Leave out the pictures and transcribe everything else exactly.
* * * *
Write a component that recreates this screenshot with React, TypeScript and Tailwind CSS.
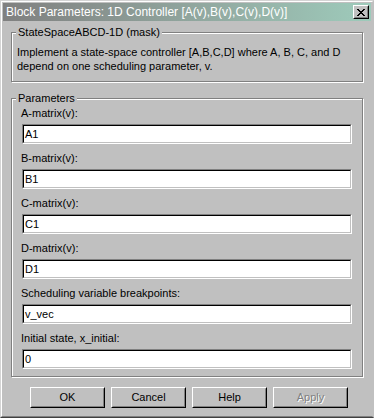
import React from "react";

const font = { fontFamily: '"Liberation Sans", Arial, sans-serif' };

function GroupBox({ title, className, children }: { title: string; className?: string; children: React.ReactNode }) {
  return (
    <div className={"relative mx-[8px] border border-[#808080] shadow-[1px_1px_0_#ffffff,inset_1px_1px_0_#ffffff] " + (className ?? "")}>
      <div className="absolute left-[4px] top-[-8px] bg-[#c0c0c0] px-[2px] text-[11px] leading-[14px] text-black">{title}</div>
      {children}
    </div>
  );
}

function Field({ label, value }: { label: string; value: string }) {
  return (
    <div className="flex flex-col">
      <div className="h-[25px] pt-[8px] pl-[9px] text-[11px] leading-[13px] text-black">{label}</div>
      <div className="ml-[10px] mr-[10px] h-[20px] border border-t-[#808080] border-l-[#808080] border-r-white border-b-white">
        <div className="h-full border border-t-black border-l-black border-r-[#c0c0c0] border-b-[#c0c0c0] bg-white pl-[1px] text-[11px] leading-[16px] text-black">
          {value}
        </div>
      </div>
    </div>
  );
}

function Button({ label, disabled }: { label: string; disabled?: boolean }) {
  return (
    <div className="h-[21px] w-[75px] border border-t-white border-l-white border-r-black border-b-black">
      <div className="flex h-full items-center justify-center border border-t-[#c0c0c0] border-l-[#c0c0c0] border-r-[#808080] border-b-[#808080] text-[11px]">
        <span className={disabled ? "text-[#808080] [text-shadow:1px_1px_0_#ffffff]" : "text-black"}>{label}</span>
      </div>
    </div>
  );
}

export default function App() {
  return (
    <div style={font} className="h-[418px] w-[374px] overflow-hidden bg-[#c0c0c0] select-none">
      <div className="h-full w-full border border-t-[#d4d4d4] border-l-[#d4d4d4] border-r-[#c0c0c0] border-b-[#404040]">
        <div className="h-full w-full border border-t-white border-l-white border-r-[#c0c0c0] border-b-[#808080] pt-[1px] pl-[1px] pr-[1px]">
          {/* title bar */}
          <div className="flex h-[18px] items-center justify-between bg-gradient-to-r from-[#808080] to-[#9ecbbb] pl-[3px] pr-[2px]">
            <span className="text-[12px] leading-[18px] text-white">Block Parameters: 1D Controller [A(v),B(v),C(v),D(v)]</span>
            <div className="h-[14px] w-[16px] border border-t-white border-l-white border-r-black border-b-black">
              <div className="flex h-full items-center justify-center border border-t-[#c0c0c0] border-l-[#c0c0c0] border-r-[#808080] border-b-[#808080] bg-[#c0c0c0]">
                <svg width="8" height="7" viewBox="0 0 8 7">
                  <path d="M0 0h2v1h1v1h2V1h1V0h2v1H7v1H6v1H5v1h1v1h1v1h1v1H6V6H5V5H3v1H2v1H0V6h1V5h1V4h1V3H2V2H1V1H0z" fill="black" />
                </svg>
              </div>
            </div>
          </div>

          <GroupBox title="StateSpaceABCD-1D (mask)" className="mt-[11px] h-[50px]">
            <div className="pl-[5px] pt-[12px] text-[11px] leading-[14px] text-black">
              Implement a state-space controller [A,B,C,D] where A, B, C, and D
              <br />
              depend on one scheduling parameter, v.
            </div>
          </GroupBox>

          <GroupBox title="Parameters" className="mt-[16px] h-[279px]">
            <Field label="A-matrix(v):" value="A1" />
            <Field label="B-matrix(v):" value="B1" />
            <Field label="C-matrix(v):" value="C1" />
            <Field label="D-matrix(v):" value="D1" />
            <Field label="Scheduling variable breakpoints:" value="v_vec" />
            <Field label="Initial state, x_initial:" value="0" />
          </GroupBox>

          <div className="mt-[10px] flex gap-[6px] pl-[27px]">
            <Button label="OK" />
            <Button label="Cancel" />
            <Button label="Help" />
            <Button label="Apply" disabled />
          </div>
        </div>
      </div>
    </div>
  );
}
* * * *
[Result]
Write a component that recreates this screenshot with React, TypeScript and Tailwind CSS.
import React from "react";

const font = { fontFamily: '"Liberation Sans", Arial, sans-serif' };

function GroupBox({ title, className, children }: { title: string; className?: string; children: React.ReactNode }) {
  return (
    <div className={"relative mx-[8px] border border-[#808080] shadow-[1px_1px_0_#ffffff,inset_1px_1px_0_#ffffff] " + (className ?? "")}>
      <div className="absolute left-[4px] top-[-8px] bg-[#c0c0c0] px-[2px] text-[11px] leading-[14px] text-black">{title}</div>
      {children}
    </div>
  );
}

function Field({ label, value }: { label: string; value: string }) {
  return (
    <div className="flex flex-col">
      <div className="h-[25px] pt-[8px] pl-[9px] text-[11px] leading-[13px] text-black">{label}</div>
      <div className="ml-[10px] mr-[10px] h-[20px] border border-t-[#808080] border-l-[#808080] border-r-white border-b-white">
        <div className="h-full border border-t-black border-l-black border-r-[#c0c0c0] border-b-[#c0c0c0] bg-white pl-[1px] text-[11px] leading-[16px] text-black">
          {value}
        </div>
      </div>
    </div>
  );
}

function Button({ label, disabled }: { label: string; disabled?: boolean }) {
  return (
    <div className="h-[21px] w-[75px] border border-t-white border-l-white border-r-black border-b-black">
      <div className="flex h-full items-center justify-center border border-t-[#c0c0c0] border-l-[#c0c0c0] border-r-[#808080] border-b-[#808080] text-[11px]">
        <span className={disabled ? "text-[#808080] [text-shadow:1px_1px_0_#ffffff]" : "text-black"}>{label}</span>
      </div>
    </div>
  );
}

export default function App() {
  return (
    <div style={font} className="h-[418px] w-[374px] overflow-hidden bg-[#c0c0c0] select-none">
      <div className="h-full w-full border border-t-[#d4d4d4] border-l-[#d4d4d4] border-r-[#c0c0c0] border-b-[#404040]">
        <div className="h-full w-full border border-t-white border-l-white border-r-[#c0c0c0] border-b-[#808080] pt-[1px] pl-[1px] pr-[1px]">
          {/* title bar */}
          <div className="flex h-[18px] items-center justify-between bg-gradient-to-r from-[#808080] to-[#9ecbbb] pl-[3px] pr-[2px]">
            <span className="text-[12px] leading-[18px] text-white">Block Parameters: 1D Controller [A(v),B(v),C(v),D(v)]</span>
            <div className="h-[14px] w-[16px] border border-t-white border-l-white border-r-black border-b-black">
              <div className="flex h-full items-center justify-center border border-t-[#c0c0c0] border-l-[#c0c0c0] border-r-[#808080] border-b-[#808080] bg-[#c0c0c0]">
                <svg width="8" height="7" viewBox="0 0 8 7">
                  <path d="M0 0h2v1h1v1h2V1h1V0h2v1H7v1H6v1H5v1h1v1h1v1h1v1H6V6H5V5H3v1H2v1H0V6h1V5h1V4h1V3H2V2H1V1H0z" fill="black" />
                </svg>
              </div>
            </div>
          </div>

          <GroupBox title="StateSpaceABCD-1D (mask)" className="mt-[11px] h-[50px]">
            <div className="pl-[5px] pt-[12px] text-[11px] leading-[14px] text-black">
              Implement a state-space controller [A,B,C,D] where A, B, C, and D
              <br />
              depend on one scheduling parameter, v.
            </div>
          </GroupBox>

          <GroupBox title="Parameters" className="mt-[16px] h-[279px]">
            <Field label="A-matrix(v):" value="A1" />
            <Field label="B-matrix(v):" value="B1" />
            <Field label="C-matrix(v):" value="C1" />
            <Field label="D-matrix(v):" value="D1" />
            <Field label="Scheduling variable breakpoints:" value="v_vec" />
            <Field label="Initial state, x_initial:" value="0" />
          </GroupBox>

          <div className="mt-[10px] flex gap-[6px] pl-[27px]">
            <Button label="OK" />
            <Button label="Cancel" />
            <Button label="Help" />
            <Button label="Apply" disabled />
          </div>
        </div>
      </div>
    </div>
  );
}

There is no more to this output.